Storage: Keep frozen at -18°C. For best quality, consume within 3 months.
✅ 100% Preservative Free 绝无防腐
✅ Cleaned & Gutted 去鳞清内脏
✅ Vacuum Packed 真空包装
✅ Flash Frozen 急速冷冻
How To Make: Sauteed Cobia with Capers & Tomatoes
- 1 Open Blue™ Cobia fillet
- Salt and pepper
- 2 teaspoons dried oregano
- 2 tablespoons extra-virgin olive oil
- 3/4 cup red grape tomatoes, quartered
- 3/4 cup yellow grape tomatoes, quartered
- 2 tablespoons capers
- Splash dry white wine
- 1 tablespoon unsalted butter
- 1 teaspoon dried parsley
- Juice of 1 lemon
- Season both sides of the cobia with salt, pepper, and oregano.
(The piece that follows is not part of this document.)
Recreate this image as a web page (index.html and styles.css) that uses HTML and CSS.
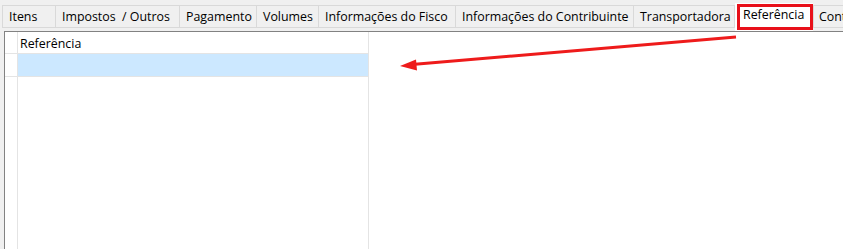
FILE: index.html
```html
<!DOCTYPE html>
<html lang="pt-BR">
<head>
    <meta charset="UTF-8">
    <title>Referência</title>
    <link rel="stylesheet" href="styles.css">
</head>
<body>
<div class="tabs">
    <div class="tab tab-itens">Itens</div>
    <div class="tab tab-impostos">Impostos &nbsp;/ Outros</div>
    <div class="tab tab-pagamento">Pagamento</div>
    <div class="tab tab-volumes">Volumes</div>
    <div class="tab tab-fisco">Informações do Fisco</div>
    <div class="tab tab-contrib">Informações do Contribuinte</div>
    <div class="tab tab-transp">Transportadora</div>
    <div class="tab tab-ref selected">Referência<span class="mark-box"></span></div>
    <div class="tab tab-cont">Contratos</div>
</div>
<div class="panel">
    <div class="grid">
        <div class="cell ind"></div>
        <div class="cell head">Referência</div>
        <div class="cell ind"></div>
        <div class="cell row-sel"></div>
        <div class="cell ind filler"></div>
        <div class="cell filler"></div>
    </div>
</div>
<svg class="arrow" width="843" height="249" viewBox="0 0 843 249">
    <line x1="736" y1="37" x2="412" y2="64.5" stroke="#ee1b1b" stroke-width="3"/>
    <polygon points="400,66 416,59.5 417,70.5" fill="#ee1b1b"/>
</svg>
</body>
</html>
```
FILE: styles.css
```css
body {
    margin: 0;
    background-color: #f0f0f0;
    font-family: "Open Sans", "Noto Sans", sans-serif;
    font-size: 12.4px;
    color: #000;
    overflow: hidden;
    height: 249px;
    position: relative;
}

.tabs {
    display: flex;
    align-items: flex-start;
    height: 28px;
    margin-top: 3px;
    padding-left: 2px;
    white-space: nowrap;
    overflow: hidden;
}

.tab {
    box-sizing: border-box;
    flex: none;
    height: 23px;
    margin-top: 2px;
    margin-left: -1px;
    border: 1px solid #d9d9d9;
    background-color: #f0f0f0;
    line-height: 21px;
    padding-left: 6px;
}

.tab-itens { width: 54px; margin-left: 0; }
.tab-impostos { width: 125px; }
.tab-pagamento { width: 78px; }
.tab-volumes { width: 63px; }
.tab-fisco { width: 138px; }
.tab-contrib { width: 179px; }
.tab-transp { width: 102px; }
.tab-ref { width: 78px; }
.tab-cont { width: 60px; margin-left: 0; padding-left: 5px; }

.selected {
    position: relative;
    height: 28px;
    margin-top: 0;
    margin-left: 0;
    border: none;
    background-color: #fff;
    line-height: 24px;
    padding-left: 8px;
}

.mark-box {
    position: absolute;
    left: 2px;
    top: 1px;
    width: 76px;
    height: 26px;
    box-sizing: border-box;
    border: 3px solid #e8101a;
}

.panel {
    height: 218px;
    margin-left: 4px;
    border-top: 1px solid #828282;
    border-left: 1px solid #828282;
    background-color: #fff;
}

.grid {
    display: grid;
    grid-template-columns: 13px 351px;
    grid-template-rows: 22px 23px 1fr;
    height: 100%;
}

.cell {
    box-sizing: border-box;
    border-right: 1px solid #e4e4e4;
    border-bottom: 1px solid #e4e4e4;
}

.head {
    padding-left: 2px;
    padding-top: 1px;
    line-height: 21px;
}

.row-sel {
    background-color: #cce8ff;
}

.filler {
    border-bottom: none;
}

.arrow {
    position: absolute;
    left: 0;
    top: 0;
    pointer-events: none;
}
```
Salt and pepper is to taste, but just have a nice coating on either side.
- Heat olive oil in a medium saute pan over medium-high heat. Add cobia. Once cobia has formed a nice crust, about 3 minutes, flip and cook for an additional minute, or until other side of the cobia fillet has formed a crust and the fish is opaque throughout. Remove cobia from pan and set aside on a plate.
- Reduce heat to medium and add tomatoes and capers. Saute together for a minutes, or until tomatoes just start to break down. Add wine and continue to cook and stir occasionally until wine has reduced by half.
- Remove from heat and add butter, swirling to allow butter to melt. Carefully pour mixture over cobia fillet.
- Sprinkle parsley over top and finish with the squeeze of lemon.